In The Bridge at Andau, the majority of Hungarians preferred near-anarchy to being oppressed under the AVO, suggesting that being oppressed under a government is worse than having no government. The cruel acts of violence committed by the AVO, the vast majority in Hungary that despised communism, and the unity that Hungarians demonstrated after fleeing their country proves that the absence of government is preferable to government oppression.

Works Cited:

Michener, James A. The Bridge at Andau. New York: Random House, 1957.

Rose, Gideon. “Is an Oppressive Government Better than Anarchy?”Council on Foreign Relations. Council on Foreign Relations, 9 July 2013. Web. 7 Oct. 2015.

Effects of an Oppressive Government in The Bridge at Andau

Throughout the history of literature, there are several situations that can prove that the arrangement of political power does in fact impact the thoughts, feelings, and actions of the people being governed. In James Michener’s novel The Bridge at Andau, the oppressive nature of the Hungarian politics, specifically the AVO, affects the citizens of Hungary by making them feel inferior, unsafe, and eventually leading to the Hungarians rebelling.

In Michener’s novel, the Hungarian people are experiencing severe oppression by their government, specifically a group called the AVO, who set several rules and regulations that served to make the people of Hungary feel inferior in their own country. For example, the Pal family explained that they could barely feed themselves because “food was very expensive,” but then stated that “communist books were cheap” (Michener 58), which demonstrates that the family felt inferior to their government leaders because the only things they could afford were the materials that the government was trying to force upon them. It was embarrassing for the father, who was trying to apply for jobs but unable to afford a suit, to have to go to a job interview in a windbreaker. There is no doubt that this treatment and organization of economics caused the Hungarians to feel inferior. Another example is a story of a husband and wife in Hungary who were unable to shop in the stores that had cheaper products simply because they were Hungarian. The wife explained to her husband that “there was a very good store for Russians only,”(Michener 158) that had the best Hungarian products at up to 80% off. The wife finished by explaining that “when everything good has been used up by those stores… what’s left is placed in stores for us workers, and we pay the most expensive prices” (Michener 158). The husband and wife felt inferior due to their oppressive government because even the stores were segregated – the wealthy were given the cheap, high-quality items while those who were already poor were being forced to pay extreme prices for the items that were simply leftovers. This kind of treatment, especially from one’s own government, is more than enough to make anyone feel inferior.

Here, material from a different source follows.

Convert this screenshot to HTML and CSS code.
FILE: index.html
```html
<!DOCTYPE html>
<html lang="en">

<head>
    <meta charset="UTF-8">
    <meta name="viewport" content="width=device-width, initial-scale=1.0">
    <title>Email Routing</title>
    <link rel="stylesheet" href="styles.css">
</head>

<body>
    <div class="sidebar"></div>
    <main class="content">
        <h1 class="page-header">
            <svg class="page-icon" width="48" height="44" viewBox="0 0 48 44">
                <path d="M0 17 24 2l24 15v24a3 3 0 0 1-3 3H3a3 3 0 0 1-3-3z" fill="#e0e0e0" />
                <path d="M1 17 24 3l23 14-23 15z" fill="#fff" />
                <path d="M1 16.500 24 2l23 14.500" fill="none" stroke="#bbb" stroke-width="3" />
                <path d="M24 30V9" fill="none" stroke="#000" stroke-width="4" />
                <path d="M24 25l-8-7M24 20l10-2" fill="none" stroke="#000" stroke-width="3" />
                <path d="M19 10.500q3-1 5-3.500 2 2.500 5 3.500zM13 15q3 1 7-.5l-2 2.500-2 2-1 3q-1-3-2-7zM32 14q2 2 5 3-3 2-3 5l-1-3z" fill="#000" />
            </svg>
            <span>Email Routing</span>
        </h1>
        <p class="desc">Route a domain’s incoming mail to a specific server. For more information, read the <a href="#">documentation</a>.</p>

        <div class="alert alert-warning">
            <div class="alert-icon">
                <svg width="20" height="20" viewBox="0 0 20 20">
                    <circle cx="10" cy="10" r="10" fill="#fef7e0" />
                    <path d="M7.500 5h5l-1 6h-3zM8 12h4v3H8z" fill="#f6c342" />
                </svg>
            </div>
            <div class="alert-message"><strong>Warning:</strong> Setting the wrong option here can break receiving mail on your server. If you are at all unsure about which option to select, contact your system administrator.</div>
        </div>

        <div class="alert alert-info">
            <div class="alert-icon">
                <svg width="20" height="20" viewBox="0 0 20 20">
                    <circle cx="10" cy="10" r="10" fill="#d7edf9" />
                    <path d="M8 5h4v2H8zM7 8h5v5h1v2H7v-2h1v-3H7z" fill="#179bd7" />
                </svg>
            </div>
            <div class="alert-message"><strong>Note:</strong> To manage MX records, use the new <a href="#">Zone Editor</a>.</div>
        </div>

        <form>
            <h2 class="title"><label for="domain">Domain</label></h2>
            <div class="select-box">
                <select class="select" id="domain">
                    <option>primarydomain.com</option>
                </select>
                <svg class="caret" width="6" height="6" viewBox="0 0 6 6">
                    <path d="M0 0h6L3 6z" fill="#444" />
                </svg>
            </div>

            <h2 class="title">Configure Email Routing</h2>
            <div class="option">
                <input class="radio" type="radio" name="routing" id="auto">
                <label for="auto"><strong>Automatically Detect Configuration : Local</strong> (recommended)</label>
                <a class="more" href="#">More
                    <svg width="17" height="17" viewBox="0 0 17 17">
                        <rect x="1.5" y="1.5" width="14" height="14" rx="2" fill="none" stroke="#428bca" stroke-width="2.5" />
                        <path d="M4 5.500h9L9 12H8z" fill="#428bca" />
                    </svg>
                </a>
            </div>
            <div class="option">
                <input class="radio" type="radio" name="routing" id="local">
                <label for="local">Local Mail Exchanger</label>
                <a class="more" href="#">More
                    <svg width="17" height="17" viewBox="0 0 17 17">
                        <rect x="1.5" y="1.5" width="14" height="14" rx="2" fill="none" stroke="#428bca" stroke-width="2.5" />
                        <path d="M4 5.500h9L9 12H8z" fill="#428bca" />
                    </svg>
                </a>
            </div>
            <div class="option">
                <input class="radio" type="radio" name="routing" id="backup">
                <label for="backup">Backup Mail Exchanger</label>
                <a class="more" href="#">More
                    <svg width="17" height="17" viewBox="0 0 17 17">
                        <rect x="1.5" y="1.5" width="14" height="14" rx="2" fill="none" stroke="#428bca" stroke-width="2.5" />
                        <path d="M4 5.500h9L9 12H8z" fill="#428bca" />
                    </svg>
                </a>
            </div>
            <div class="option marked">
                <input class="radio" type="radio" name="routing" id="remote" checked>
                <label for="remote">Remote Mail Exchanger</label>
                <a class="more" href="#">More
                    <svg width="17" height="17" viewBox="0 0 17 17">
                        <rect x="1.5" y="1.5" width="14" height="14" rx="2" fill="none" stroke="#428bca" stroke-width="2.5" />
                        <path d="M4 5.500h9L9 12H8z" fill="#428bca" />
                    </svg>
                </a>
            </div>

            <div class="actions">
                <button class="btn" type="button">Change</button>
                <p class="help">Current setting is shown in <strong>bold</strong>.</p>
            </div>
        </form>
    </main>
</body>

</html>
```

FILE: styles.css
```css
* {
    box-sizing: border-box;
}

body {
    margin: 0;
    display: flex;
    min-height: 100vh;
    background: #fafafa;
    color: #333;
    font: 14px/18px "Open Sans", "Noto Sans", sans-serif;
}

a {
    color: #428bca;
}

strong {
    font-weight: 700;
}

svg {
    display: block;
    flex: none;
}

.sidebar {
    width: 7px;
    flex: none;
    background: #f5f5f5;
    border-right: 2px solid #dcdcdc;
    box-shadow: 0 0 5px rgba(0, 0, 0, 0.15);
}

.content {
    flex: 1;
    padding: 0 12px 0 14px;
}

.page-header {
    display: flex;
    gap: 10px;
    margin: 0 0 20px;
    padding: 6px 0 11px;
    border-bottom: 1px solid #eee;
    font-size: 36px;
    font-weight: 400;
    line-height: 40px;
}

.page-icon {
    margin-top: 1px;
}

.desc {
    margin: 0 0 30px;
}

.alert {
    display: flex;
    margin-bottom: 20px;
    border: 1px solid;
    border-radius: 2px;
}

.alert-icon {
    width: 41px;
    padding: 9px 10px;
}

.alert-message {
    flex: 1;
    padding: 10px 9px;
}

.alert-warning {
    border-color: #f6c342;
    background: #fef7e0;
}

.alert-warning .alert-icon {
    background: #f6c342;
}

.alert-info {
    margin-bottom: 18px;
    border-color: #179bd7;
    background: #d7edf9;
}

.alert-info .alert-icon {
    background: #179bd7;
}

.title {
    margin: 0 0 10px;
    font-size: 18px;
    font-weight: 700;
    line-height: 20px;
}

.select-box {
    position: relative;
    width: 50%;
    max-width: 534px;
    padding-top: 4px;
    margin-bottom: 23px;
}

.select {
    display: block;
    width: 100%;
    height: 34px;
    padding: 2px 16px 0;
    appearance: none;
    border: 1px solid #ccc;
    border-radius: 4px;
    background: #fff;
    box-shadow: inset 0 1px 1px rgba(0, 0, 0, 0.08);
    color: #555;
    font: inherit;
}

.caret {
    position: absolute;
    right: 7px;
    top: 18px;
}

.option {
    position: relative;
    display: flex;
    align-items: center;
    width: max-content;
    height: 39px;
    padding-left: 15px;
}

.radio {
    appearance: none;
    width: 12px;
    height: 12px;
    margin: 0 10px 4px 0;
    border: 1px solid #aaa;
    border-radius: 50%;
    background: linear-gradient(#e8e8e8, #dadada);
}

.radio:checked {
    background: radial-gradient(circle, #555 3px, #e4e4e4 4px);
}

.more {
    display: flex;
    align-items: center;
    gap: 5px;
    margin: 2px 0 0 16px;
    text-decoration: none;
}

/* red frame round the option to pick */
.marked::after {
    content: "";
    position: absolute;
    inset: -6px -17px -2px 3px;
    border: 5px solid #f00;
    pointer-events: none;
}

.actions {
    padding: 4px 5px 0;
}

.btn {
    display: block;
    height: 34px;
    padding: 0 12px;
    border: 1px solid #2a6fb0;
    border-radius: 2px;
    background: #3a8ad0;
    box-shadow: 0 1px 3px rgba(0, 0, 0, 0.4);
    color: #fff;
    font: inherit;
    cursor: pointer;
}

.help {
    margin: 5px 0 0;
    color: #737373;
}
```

Additionally, the Hungarians were affected by the oppression of the AVO because the methods of AVO rule made the people of Hungary feel very unsafe in their own country. Michener describes a man who was beat every day for 33 days by the AVO simply because the officers didn’t like that his suit looked “American.” When asked if the AVO were allowed to hold him prisoner for 33 days simply because of the suit he was wearing, the man replied, “They could have held me for 33 years” (Michener 138) which demonstrates how unsafe life was while under the control of the AVO. Innocent men were being thrown into prison and beat simply because the goverment didn’t like what they were wearing. If this act doesn’t make someone feel unsafe then what will? Another woman was seen to have a disformed hand. When asked what happened to it, she replied that the “AVO broke it,” and that they smashed her fingers “with a rubber hose” and burned two holes into the back of her hand with “lighted cigarettes” (Michener 138) all because a distant friend had escaped across the border, which further proves how dangerous it was to live under AVO rule. The organization of the political power in Hungary was severely unfair to the citizens and caused them to be victims of unnecessary violence such as that was committed against these innocent people.

Finally, the oppression of the AVO impacted the actions of the Hungarians, as the citizens eventually rebelled against their rulers. The Russians came to a point where they resorted to using tanks in the streets of Budapest to keep the citizens of Hungary under control. The Hungarians, however, had had enough of the AVO’s torture, and “of every hundred Russian tanks…in the streets of Budapest, about 85 were destroyed by young people under the age of 21” (Michener 174), which demonstrates the power that existed within the rebellion. 85 percent of the AVO’s tanks had been destroyed, and the fact that it was done mostly by teenagers is remarkable. This event proves that the horrible organization of government in Hungary had fueled a fire so strongly in Hungarian youth that they were able to attack – and succeed – against trained officers alone. Another incident that displays the rebellion against the Russians is when the Hungarians were under attack but carried no weapons. The citizens were forced to unite together, after which one man said, “You can stop a tank even if you have no guns. You do it with gasoline bombs” (Michener 41), and then continued by teaching the large group to all assemble these bombs until a large collection had been created. This represents a turning point in the rebellion – the Hungarians were uniting together against one single enemy, the AVO. Their toturous, murderous government had pushed them all to the point of rebellion, and the fact that the people united together to destroy it only proves the effect that a poorly managed political system has on a group of people.

Ultimately, the fact that the Hungarians felt inferior, unsafe, and eventually rebelled against their own government demonstrates that the management of political power is very important in determining the effect on the citizen’s minds and actions.